Direction |
Can you find the lines of the listing that include "this" and copy every one?

Recorded information start

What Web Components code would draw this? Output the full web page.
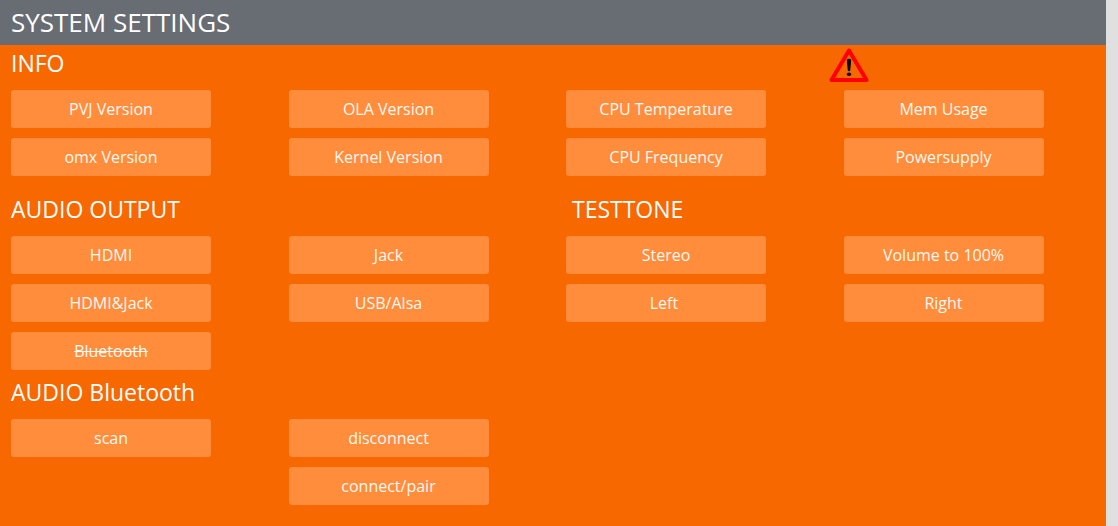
<!DOCTYPE html>
<html lang="en">
<head>
<meta charset="utf-8">
<title>System Settings</title>
<style>
  html, body { margin: 0; }
  body { font-family: "Open Sans", "Noto Sans", sans-serif; color: #fff; background: #f86800; }
</style>
</head>
<body>
<settings-page heading="SYSTEM SETTINGS">
  <settings-section class="spaced" heading="INFO">
    <warning-icon slot="status"></warning-icon>
    <settings-button>PVJ Version</settings-button>
    <settings-button>OLA Version</settings-button>
    <settings-button>CPU Temperature</settings-button>
    <settings-button>Mem Usage</settings-button>
    <settings-button>omx Version</settings-button>
    <settings-button>Kernel Version</settings-button>
    <settings-button>CPU Frequency</settings-button>
    <settings-button>Powersupply</settings-button>
  </settings-section>
  <settings-section heading="AUDIO OUTPUT" second-heading="&nbsp;TESTTONE">
    <settings-button>HDMI</settings-button>
    <settings-button>Jack</settings-button>
    <settings-button>Stereo</settings-button>
    <settings-button>Volume to 100%</settings-button>
    <settings-button>HDMI&amp;Jack</settings-button>
    <settings-button>USB/Alsa</settings-button>
    <settings-button>Left&nbsp;</settings-button>
    <settings-button>Right</settings-button>
    <settings-button struck>Bluetooth</settings-button>
  </settings-section>
  <settings-section heading="AUDIO Bluetooth">
    <settings-button>scan</settings-button>
    <settings-button>disconnect</settings-button>
    <settings-button column="2">connect/pair</settings-button>
  </settings-section>
</settings-page>

<template id="page-template">
  <style>
    :host { display: grid; grid-template-columns: 1fr 12px; min-height: 100vh; }
    .panel { background: #f86800; min-width: 0; }
    header { background: #686c73; padding: 0 11px; }
    h1 { margin: 0; font-size: 26px; font-weight: 400; line-height: 45px; }
    main { padding-left: 11px; }
    .gutter { background: #e0e0e0; }
    ::slotted(.spaced) { margin-bottom: 11px; }
  </style>
  <div class="panel">
    <header><h1></h1></header>
    <main><slot></slot></main>
  </div>
  <div class="gutter"></div>
</template>

<template id="section-template">
  <style>
    :host { display: block; padding: 3px 0 4px; }
    .head, .items { display: grid; grid-template-columns: repeat(4, minmax(0, 1fr)); column-gap: 15px; }
    .head { height: 42px; align-items: start; }
    .items { row-gap: 10px; }
    h2 { margin: 0; font-size: 23px; font-weight: 400; line-height: 30px; white-space: nowrap; }
    .second { grid-column: 3; }
    .status { grid-column: 4; grid-row: 1; margin-left: -15px; }
  </style>
  <div class="head"><h2 class="first"></h2><h2 class="second"></h2><div class="status"><slot name="status"></slot></div></div>
  <div class="items"><slot></slot></div>
</template>

<template id="button-template">
  <style>
    :host { display: block; }
    :host([column="2"]) { grid-column: 2; }
    button {
      display: block; box-sizing: border-box; width: 200px; max-width: 100%; height: 38px;
      margin: 0; padding: 0; border: 0; border-radius: 3px;
      background: #ff8d3b; color: #fff8f3; font: inherit; font-size: 16px;
      line-height: 38px; text-align: center; cursor: pointer;
    }
    button:hover { background: #ff9d55; }
    :host([struck]) button { text-decoration: line-through; }
  </style>
  <button type="button"><slot></slot></button>
</template>

<template id="warning-template">
  <style>
    :host { display: block; width: 40px; height: 34px; }
    svg { display: block; }
  </style>
  <svg width="40" height="34" viewBox="0 0 40 34" role="img" aria-label="Warning">
    <path d="M20 2.5 L37.5 32 H2.5 Z" fill="none" stroke="#f00" stroke-width="4" stroke-linejoin="round"/>
    <path d="M17.8 11.5 Q20 9.8 22.2 11.5 L21.2 22.5 Q20 23.9 18.8 22.5 Z"/>
    <ellipse cx="20" cy="26.2" rx="2.2" ry="1.8"/>
  </svg>
</template>

<script>
  function attach(host, id) {
    const root = host.attachShadow({ mode: "open" });
    root.append(document.getElementById(id).content.cloneNode(true));
    return root;
  }
  class SettingsPage extends HTMLElement {
    constructor() {
      super();
      attach(this, "page-template").querySelector("h1").textContent = this.getAttribute("heading");
    }
  }
  class SettingsSection extends HTMLElement {
    constructor() {
      super();
      const root = attach(this, "section-template");
      root.querySelector(".first").textContent = this.getAttribute("heading");
      const second = root.querySelector(".second");
      if (this.hasAttribute("second-heading")) second.textContent = this.getAttribute("second-heading");
      else second.remove();
    }
  }
  class SettingsButton extends HTMLElement {
    constructor() { super(); attach(this, "button-template"); }
  }
  class WarningIcon extends HTMLElement {
    constructor() { super(); attach(this, "warning-template"); }
  }
  customElements.define("settings-page", SettingsPage);
  customElements.define("settings-section", SettingsSection);
  customElements.define("settings-button", SettingsButton);
  customElements.define("warning-icon", WarningIcon);
</script>
</body>
</html>
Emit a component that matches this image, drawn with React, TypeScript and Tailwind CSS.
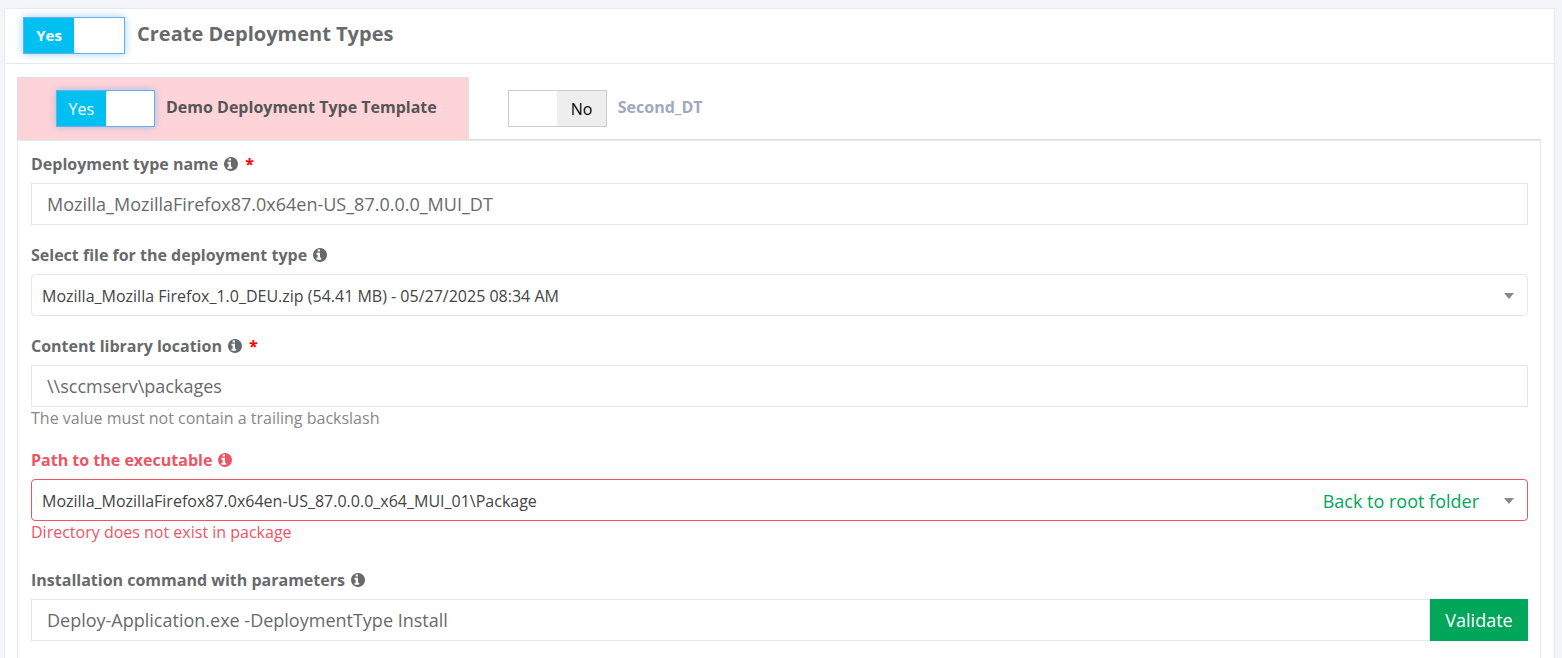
import { useState } from "react"
import type { ReactNode } from "react"
import { clsx } from "clsx"

const inputClass =
  "h-[42px] w-full min-w-0 border border-[#e5e6e7] bg-white px-[15px] text-[18px] text-[#676a6c] outline-none"

const InfoIcon = () => (
  <svg viewBox="128 128 1536 1536" className="ml-1.5 size-[14px] fill-current" aria-hidden="true">
    <path d="M1024 1376v-160q0-14-9-23t-23-9h-96v-512q0-14-9-23t-23-9h-320q-14 0-23 9t-9 23v160q0 14 9 23t23 9h96v320h-96q-14 0-23 9t-9 23v160q0 14 9 23t23 9h448q14 0 23-9t9-23zM896 480v-160q0-14-9-23t-23-9h-192q-14 0-23 9t-9 23v160q0 14 9 23t23 9h192q14 0 23-9t9-23zM1664 896q0 209-103 385.5t-279.5 279.5-385.5 103-385.5-103-279.5-279.5-103-385.5 103-385.5 279.5-279.5 385.5-103 385.5 103 279.5 279.5 103 385.5z" />
  </svg>
)

const Toggle = ({
  id,
  checked,
  onChange,
  large,
}: {
  id: string
  checked: boolean
  onChange: (value: boolean) => void
  large?: boolean
}) => (
  <span
    className={clsx(
      "relative flex h-[37px] shrink-0 border bg-white",
      large ? "w-[102px] text-[15px] font-bold" : "w-[99px] text-[16px]",
      checked ? "border-[#66afe9] shadow-[0_0_8px_rgba(102,175,233,0.6)]" : "border-[#cccccc]",
    )}
  >
    <input
      id={id}
      type="checkbox"
      checked={checked}
      onChange={(e) => onChange(e.target.checked)}
      className="absolute inset-0 m-0 size-full cursor-pointer appearance-none"
    />
    <span className={clsx("flex w-1/2 items-center justify-center", checked && "bg-[#00c0f2] text-white")}>
      {checked && "Yes"}
    </span>
    <span className={clsx("flex w-1/2 items-center justify-center", !checked && "bg-[#eeeeee] text-black")}>
      {!checked && "No"}
    </span>
  </span>
)

const Field = ({
  id,
  label,
  required,
  error,
  hint,
  children,
}: {
  id: string
  label: string
  required?: boolean
  error?: string
  hint?: string
  children: ReactNode
}) => (
  <div className={error ? "mb-6" : "mb-[18px]"}>
    <div className={clsx("mb-[7px] flex h-6 items-center", error ? "text-[#ed5565]" : "text-[#676a6c]")}>
      <label htmlFor={id} className="text-[16px] font-bold">
        {label}
      </label>
      <InfoIcon />
      {required && <span className="ml-[7px] text-[16px] font-bold text-[#ff0000]">*</span>}
    </div>
    {children}
    {(error || hint) && (
      <p className={clsx("text-[16px] leading-[23px]", error ? "text-[#ed5565]" : "text-[#888888]")}>
        {error || hint}
      </p>
    )}
  </div>
)

const SelectBox = ({
  id,
  value,
  invalid,
  action,
}: {
  id: string
  value: string
  invalid?: boolean
  action?: string
}) => (
  <div className="relative">
    <select
      id={id}
      defaultValue={value}
      className={clsx(
        "block h-[42px] w-full appearance-none rounded border bg-white pt-0.5 pr-12 pl-[10px] text-[16px] text-[#444444] outline-none",
        invalid ? "border-[#ed5565]" : "border-[#e7e7e7]",
      )}
    >
      <option>{value}</option>
    </select>
    {action && (
      <button type="button" className="absolute inset-y-0 right-[49px] pt-0.5 text-[18px] text-[#00a65a]">
        {action}
      </button>
    )}
    <svg
      viewBox="0 0 10 6"
      className="pointer-events-none absolute top-[19px] right-[14px] h-[6px] w-[10px] fill-[#888888]"
    >
      <path d="M0 0h10L5 6z" />
    </svg>
  </div>
)

const App = () => {
  const [create, setCreate] = useState(true)
  const [demo, setDemo] = useState(true)
  const [second, setSecond] = useState(false)

  return (
    <div className="flex min-h-screen flex-col bg-[#f3f5fa] pt-2 pr-[7px] pl-1 font-['Open_Sans',sans-serif]">
      <section className="flex flex-1 flex-col border border-b-0 border-[#e7eaec] bg-white">
        <header className="flex h-[55px] items-center gap-3 border-b border-[#e7eaec] px-[18px] pb-px">
          <Toggle id="create" large checked={create} onChange={setCreate} />
          <label htmlFor="create" className="pb-[3px] text-[20px] font-bold text-[#676a6c]">
            Create Deployment Types
          </label>
        </header>

        <div className="flex flex-1 flex-col pt-[13px] pr-[13px] pl-3">
          <div className="flex border-b border-[#dddddd]">
            <div className="-mb-px bg-[#ffd4d9] pr-0.5">
              <div className="flex h-[63px] items-center gap-[11px] rounded-t border border-b-0 border-[#dddddd] pr-[29px] pb-px pl-[38px]">
                <Toggle id="demo" checked={demo} onChange={setDemo} />
                <label htmlFor="demo" className="pb-[3px] text-[16px] font-bold text-[#555555]">
                  Demo Deployment Type Template
                </label>
              </div>
            </div>
            <div className="-mb-px flex h-[63px] items-center gap-[11px] px-[39px]">
              <Toggle id="second" checked={second} onChange={setSecond} />
              <label htmlFor="second" className="pb-[3px] text-[16px] font-bold text-[#9fa8be]">
                Second_DT
              </label>
            </div>
          </div>

          <form className="flex-1 border-x border-t border-[#e7eaec] pt-[11px] pr-3 pl-[13px]">
            <Field id="name" label="Deployment type name" required>
              <input
                id="name"
                type="text"
                defaultValue="Mozilla_MozillaFirefox87.0x64en-US_87.0.0.0_MUI_DT"
                className={clsx(inputClass, "block")}
              />
            </Field>
            <Field id="file" label="Select file for the deployment type">
              <SelectBox id="file" value="Mozilla_Mozilla Firefox_1.0_DEU.zip (54.41 MB) - 05/27/2025 08:34 AM" />
            </Field>
            <Field
              id="library"
              label="Content library location"
              required
              hint="The value must not contain a trailing backslash"
            >
              <input
                id="library"
                type="text"
                defaultValue="\\sccmserv\packages"
                className={clsx(inputClass, "block")}
              />
            </Field>
            <Field id="path" label="Path to the executable" error="Directory does not exist in package">
              <SelectBox
                id="path"
                invalid
                value="Mozilla_MozillaFirefox87.0x64en-US_87.0.0.0_x64_MUI_01\Package"
                action="Back to root folder"
              />
            </Field>
            <Field id="command" label="Installation command with parameters">
              <div className="flex">
                <input
                  id="command"
                  type="text"
                  defaultValue="Deploy-Application.exe -DeploymentType Install"
                  className={clsx(inputClass, "flex-1")}
                />
                <button type="button" className="w-[98px] shrink-0 bg-[#00a65a] text-[18px] text-white">
                  Validate
                </button>
              </div>
            </Field>
          </form>
        </div>
      </section>
    </div>
  )
}

export default App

Recorded information end

Task solution |
What Web Components code would draw this? Output the full web page.
      attach(this, "page-template").querySelector("h1").textContent = this.getAttribute("heading");
      const root = attach(this, "section-template");
      root.querySelector(".first").textContent = this.getAttribute("heading");
      if (this.hasAttribute("second-heading")) second.textContent = this.getAttribute("second-heading");
    constructor() { super(); attach(this, "button-template"); }
    constructor() { super(); attach(this, "warning-template"); }
Emit a component that matches this image, drawn with React, TypeScript and Tailwind CSS.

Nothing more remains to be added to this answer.